Leadership Commentary and Strategic Vision

Managing Director Neeraj Akhoury expressed confidence in the company’s future performance. He said, "As we move into FY26, we remain optimistic about improved cement demand and will therefore continue to drive our strategic initiatives of premiumization, geo-mix and cost optimization. We remain committed to growth, sustainability, and value creation for our stakeholders."

This statement reaffirms the company’s focus on sustainable growth and highlights three strategic pillars:

  • Premiumization for better margins

  • Geo-mix to diversify risk and reach

  • Cost optimization to improve operational leverage


Stock Performance and Market Sentiment

Following the result announcement, shares of Shree Cement rose 1.9%, trading at ₹30,710, just shy of its all-time high of ₹31,415. The stock has already gained over 20% in 2025, making it one of the best-performing cement stocks so far this year.

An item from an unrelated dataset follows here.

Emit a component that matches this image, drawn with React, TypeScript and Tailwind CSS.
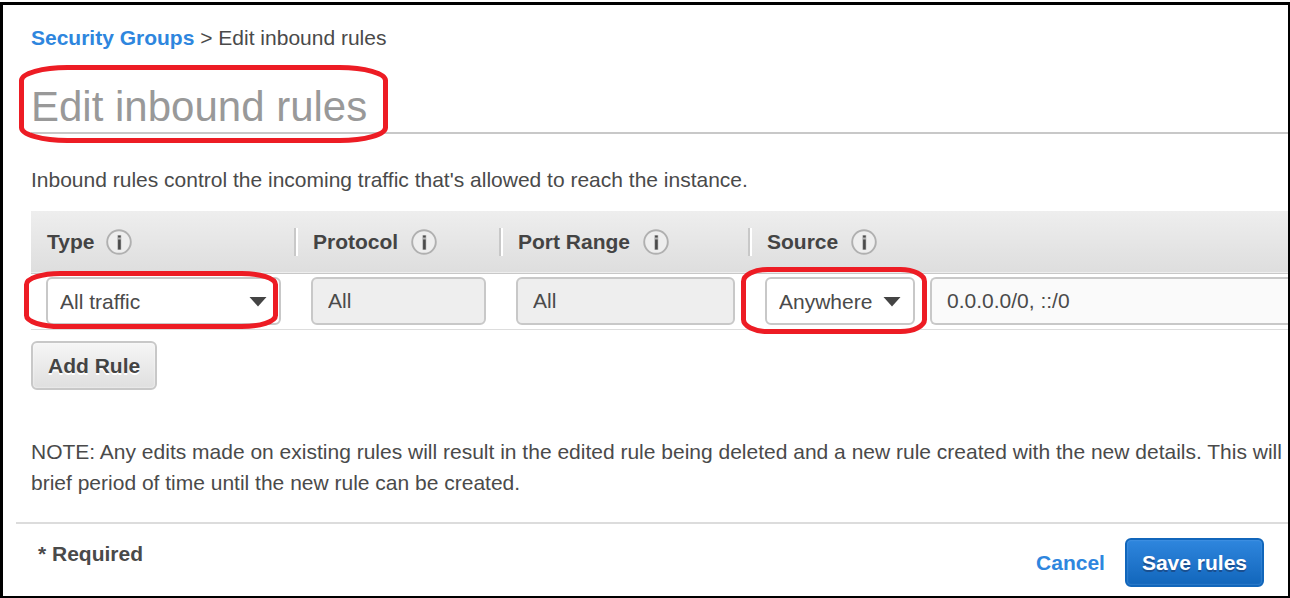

Market analysts attribute this positive sentiment to:

  • Stronger-than-expected operational performance

  • Consistent volume growth

  • Healthy dividend payouts

  • Clarity on upcoming capacity additions

With these positives, Shree Cement is well-positioned to benefit from expected demand recovery in FY26, supported by infrastructure spending and government initiatives.


Final Thoughts

While profitability dipped, Shree Cement’s Q4 performance showcased resilience and strategic focus. The beat on revenue, EBITDA, and margins, along with record-high volume and increasing premium product contribution, reflects strong execution and a clear growth roadmap.

Investors seem confident in the company’s capacity expansion, dividend policy, and demand tailwinds, especially as the broader construction and infrastructure sectors recover. The company’s strategic projects and phased commissioning approach further ensure capital discipline and sustainable expansion.

In conclusion, Shree Cement has delivered a balanced quarterly performance, and its outlook for FY26 remains robust, driven by both organic growth and strategic execution.